Define a PRIMARY KEY or a UNIQUE constraint on the table.


ERROR: query failed: ERROR: column "col" does not exist:
The target table doesn't have columns specified by --order-by option.

Specify existing columns.


WARNING: the table "tbl" already has a trigger called z_repack_trigger:
The trigger was probably installed during a previous attempt
to run pg_repack on the table which was interrupted
and for some reason failed to clean up the temporary objects.

You can remove all the temporary objects by dropping and re-creating the extension: see the section called “Installation” for the details.


WARNING: trigger "trg" conflicting on table "tbl":
The target table has a trigger whose name follows z_repack_trigger
in alphabetical order.

The z_repack_trigger should be the last BEFORE trigger to fire. Please rename your trigger so that it sorts alphabetically before pg_repack one; you can use:

ALTER TRIGGER zzz_my_trigger
 ON sometable RENAME TO yyy_my_trigger;


ERROR: Another pg_repack command may be running on the table. Please try again later.

There is a chance of deadlock when two concurrent pg_repack commands are run on the same table.
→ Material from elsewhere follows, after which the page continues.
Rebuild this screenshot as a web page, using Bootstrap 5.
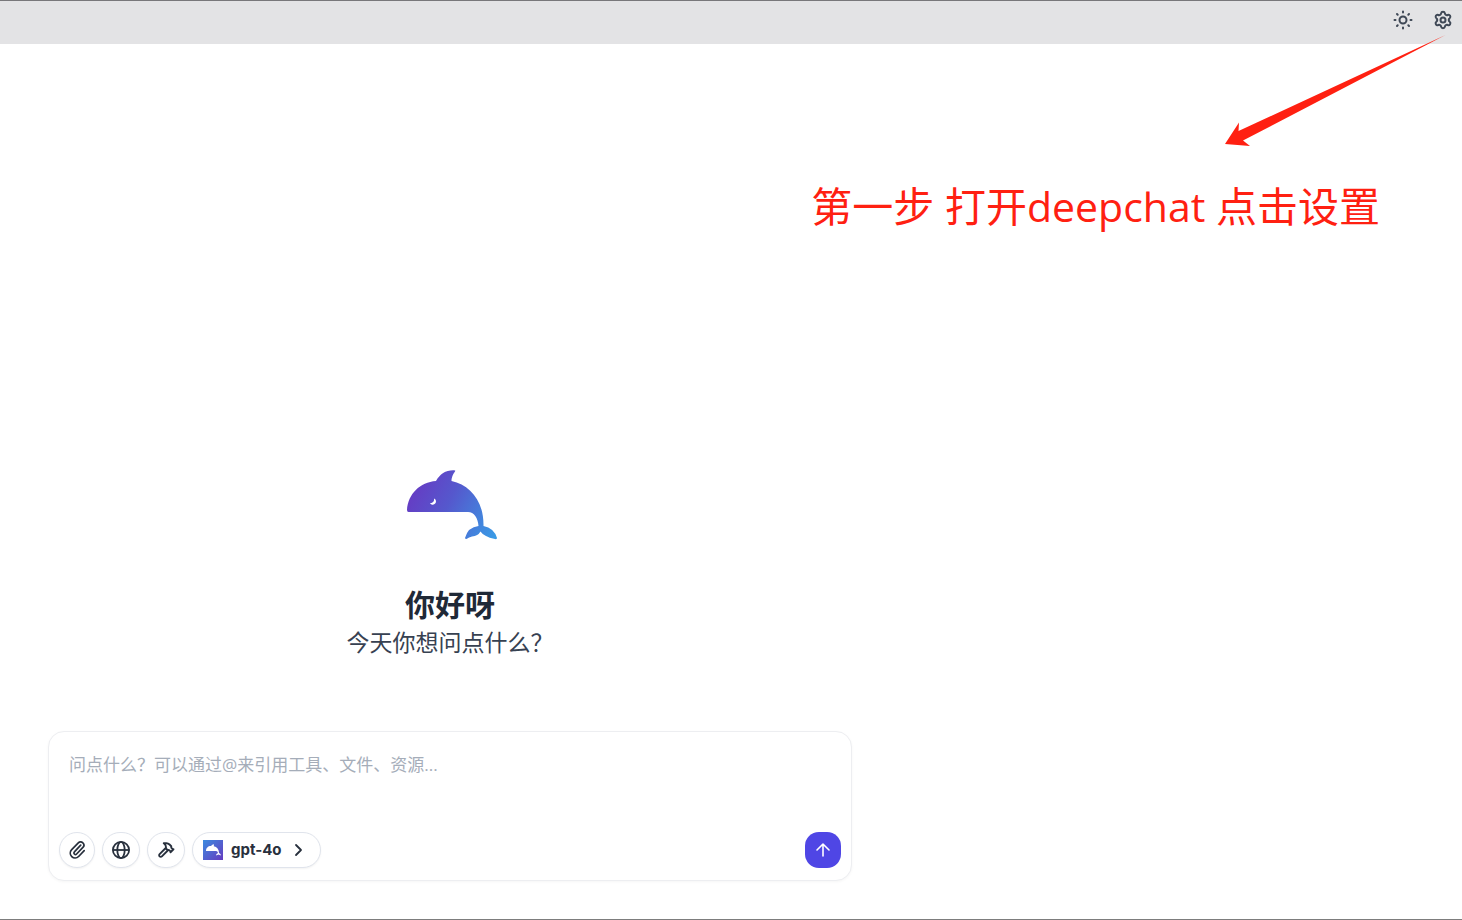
<!DOCTYPE html>
<html lang="zh-CN">
<head>
<meta charset="utf-8">
<meta name="viewport" content="width=device-width, initial-scale=1">
<title>DeepChat</title>
<link href="https://cdn.jsdelivr.net/npm/bootstrap@5.3.0/dist/css/bootstrap.min.css" rel="stylesheet">
<style>
  body { font-family: "Open Sans", "Noto Sans CJK SC", sans-serif; color: #1f2937; background: #fff; border-top: 1px solid #78777a; border-bottom: 1px solid #7d7d7d; }
  svg { display: block; }
  .titlebar { height: 43px; background: #e3e3e5; padding: 0 9px 6px; gap: 20px; }
  .titlebar button { color: #3f4856; padding: 0; border: 0; }
  .step-arrow { right: 16px; top: 34px; z-index: 2; pointer-events: none; }
  .step-note { color: #ff2011; font-size: 41px; line-height: 56px; margin: 134px 82px 0 0; }
  .chat-pane { max-width: 900px; padding: 0 48px 38px; }
  .greeting { font-size: 30px; line-height: 36px; margin: 47px 0 2px; }
  .greeting-sub { font-size: 23px; line-height: 34px; margin-bottom: 72px; color: #374151; }
  .composer { border: 1px solid #edeef1; border-radius: 16px; box-shadow: 0 1px 3px #0000000a; }
  .composer textarea { font-size: 17px; line-height: 26px; height: 100px; padding: 20px 20px 0; resize: none; }
  .composer textarea::placeholder { color: #a5adb9; opacity: 1; }
  .tools { padding: 0 10px 12px; gap: 7px; }
  .tool-btn { height: 36px; padding: 0 9px; border: 1px solid #e0e4ec; border-radius: 18px; background: #fff; color: #28303d; box-shadow: 0 1px 2px #0000000d; }
  .model-btn { padding: 0 14px 0 10px; }
  .model-name { font: 700 15px/20px Inter, sans-serif; }
  .send-btn { width: 36px; height: 36px; border-radius: 14px; background: #4f46e5; color: #fff; }
</style>
</head>
<body class="min-vh-100 d-flex flex-column position-relative">
<header class="titlebar d-flex align-items-center justify-content-end">
  <button type="button" class="btn" aria-label="主题">
    <svg width="20" height="20" viewBox="0 0 20 20" fill="none" stroke="currentColor" stroke-width="2" stroke-linecap="round"><circle cx="10" cy="10" r="3.500"/><path d="M10 1.500v1M10 17.500v1M1.500 10h1M17.500 10h1M4 4l.7.700M15.300 15.300l.7.700M16 4l-.7.700M4.700 15.300l-.7.700"/></svg>
  </button>
  <button type="button" class="btn" aria-label="设置">
    <svg width="20" height="20" viewBox="0 0 24 24" fill="none" stroke="currentColor" stroke-width="2.400" stroke-linejoin="round" stroke-linecap="round"><path d="M9.700 4.100a2.340 2.340 0 0 1 4.600 0 2.340 2.340 0 0 0 3.400 1.900 2.340 2.340 0 0 1 2.300 4 2.340 2.340 0 0 0 0 4 2.340 2.340 0 0 1-2.300 4 2.340 2.340 0 0 0-3.400 1.900 2.340 2.340 0 0 1-4.600 0 2.340 2.340 0 0 0-3.400-1.900 2.340 2.340 0 0 1-2.300-4 2.340 2.340 0 0 0 0-4 2.340 2.340 0 0 1 2.300-4 2.340 2.340 0 0 0 3.400-1.900"/><circle cx="12" cy="12" r="3"/></svg>
  </button>
</header>
<svg class="step-arrow position-absolute" width="222" height="112" viewBox="0 0 222 112" aria-hidden="true"><path fill="#ff2011" d="M221.500 0 14.500 96 15 87.500 1 109 26 111 19 105.500Z"/></svg>
<main class="flex-grow-1 d-flex flex-column">
  <p class="step-note text-end">第一步 打开deepchat 点击设置</p>
  <section class="chat-pane w-100 mt-auto">
    <div class="text-center">
      <svg class="mx-auto" width="94" height="70" viewBox="-4 0 94 70" role="img" aria-label="DeepChat">
        <defs><linearGradient id="whale" gradientUnits="userSpaceOnUse" x1="5" y1="22" x2="88" y2="66"><stop offset="0" stop-color="#653dc4"/><stop offset=".4" stop-color="#5558cd"/><stop offset="1" stop-color="#3a9ae5"/></linearGradient></defs>
        <path fill="url(#whale)" d="M1.500 42Q0 42 0 40C1 24 13 12 29 11 33 4 39 0 47 .3Q49 .3 48 1.500 44.500 6 44.500 11C63 15 77 31 76.500 56Q87 58 90 68 90 69.500 88 69 82 68 79 66 75 64 73.500 61.500 71 66 65 66.500 62 67 59.500 69 58 69 58 68 61 57 71.500 56C71 48 67 42 61 42Z"/>
        <path fill="#fff" d="M27 28.500a3.200 3.200 0 1 1-4 4.500c2.500.3 4.500-1.500 4-4.500Z"/>
      </svg>
      <h1 class="greeting fw-bold">你好呀</h1>
      <p class="greeting-sub">今天你想问点什么？</p>
    </div>
    <form class="composer bg-white">
      <textarea class="form-control border-0 bg-transparent shadow-none" aria-label="消息" placeholder="问点什么？可以通过@来引用工具、文件、资源..."></textarea>
      <div class="tools d-flex align-items-center">
        <button type="button" class="tool-btn" aria-label="附件"><svg width="16" height="20" viewBox="0 0 16 20" fill="none" stroke="currentColor" stroke-width="1.700" stroke-linecap="round" stroke-linejoin="round"><path d="m12.500 6-6.300 6.600a1.500 1.500 0 0 0 2.200 2.200l6.300-6.600a3.200 3.200 0 0 0-4.600-4.500L3.500 10.500a4.800 4.800 0 0 0 6.900 6.800L16 11.500" transform="translate(-.8 -.8)"/></svg></button>
        <button type="button" class="tool-btn" aria-label="联网搜索"><svg width="18" height="20" viewBox="0 0 18 20" fill="none" stroke="currentColor" stroke-width="1.800"><circle cx="9" cy="10" r="8.100"/><ellipse cx="9" cy="10" rx="3.700" ry="8.100"/><path d="M1 10h16"/></svg></button>
        <button type="button" class="tool-btn" aria-label="工具"><svg width="18" height="20" viewBox="0 0 24 26" fill="none" stroke="currentColor" stroke-width="2.500" stroke-linecap="round" stroke-linejoin="round"><path d="m15 13-8.500 8.500a2.100 2.100 0 1 1-3-3L12 10M18 16l4-4M21.500 12.500l-1.900-1.900A2 2 0 0 1 19 9.200V8l-2.300-2.300a6 6 0 0 0-4.200-1.700H9l.9.800A6.200 6.200 0 0 1 12 9.400V11l2 2h1.200a2 2 0 0 1 1.400.6l1.900 1.900"/></svg></button>
        <button type="button" class="tool-btn model-btn d-flex align-items-center">
          <svg width="20" height="20" viewBox="0 0 20 20" aria-hidden="true"><defs><linearGradient id="tile" x1="0" y1="0" x2="1" y2="1"><stop stop-color="#3c8bdf"/><stop offset="1" stop-color="#653bc0"/></linearGradient></defs><path fill="url(#tile)" d="M0 0h20v20H0z"/><path fill="#fff" d="M3 11C3 8 5 6 8 6Q9 4.500 11 4.300L10.800 6.300C14 7 16 9.500 16 13Q17.800 13.500 18 15.500L15.500 14.500 13 15.500Q13 13.500 15 13 14.700 11 13 11Z"/></svg>
          <span class="model-name ms-2 me-2">gpt-4o</span>
          <svg width="16" height="16" viewBox="0 0 16 16" fill="none" stroke="currentColor" stroke-width="1.800" stroke-linecap="round" stroke-linejoin="round" aria-hidden="true"><path d="m6 3 5 5-5 5"/></svg>
        </button>
        <button type="submit" class="send-btn btn border-0 p-0 ms-auto d-flex align-items-center justify-content-center" aria-label="发送"><svg width="16" height="16" viewBox="0 0 16 16" fill="none" stroke="currentColor" stroke-width="1.600" stroke-linecap="round" stroke-linejoin="round"><path d="M8 14V2M2 8l6-6 6 6"/></svg></button>
      </div>
    </form>
  </section>
</main>
<script src="https://cdn.jsdelivr.net/npm/bootstrap@5.3.0/dist/js/bootstrap.bundle.min.js"></script>
</body>
</html>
So, try to run the command after some time.


WARNING: Cannot create index "schema"."index_xxxxx", already exists
DETAIL: An invalid index may have been left behind by a previous
pg_repack on the table which was interrupted. Please use DROP INDEX
"schema"."index_xxxxx" to remove this index and try again.

A temporary index apparently created by pg_repack has been left behind, and we do not want to risk dropping this index ourselves. If the index was in fact created by an old pg_repack job which didn't get cleaned up, you should just use DROP INDEX and try the repack command again.

Restrictions

pg_repack comes with the following restrictions.

Temporary tables

pg_repack cannot reorganize temporary tables.

GiST indexes

pg_repack cannot cluster tables by GiST indexes.

DDL commands

You will not be able to perform DDL commands of the target table(s) except VACUUM or ANALYZE while pg_repack is working. pg_repack will hold an ACCESS SHARE lock on the target table during a full-table repack, to enforce this restriction.

If you are using version 1.1.8 or earlier, you must not attempt to perform any DDL commands on the target table(s) while pg_repack is running. In many cases pg_repack would fail and rollback correctly, but there were some cases in these earlier versions which could result in data corruption.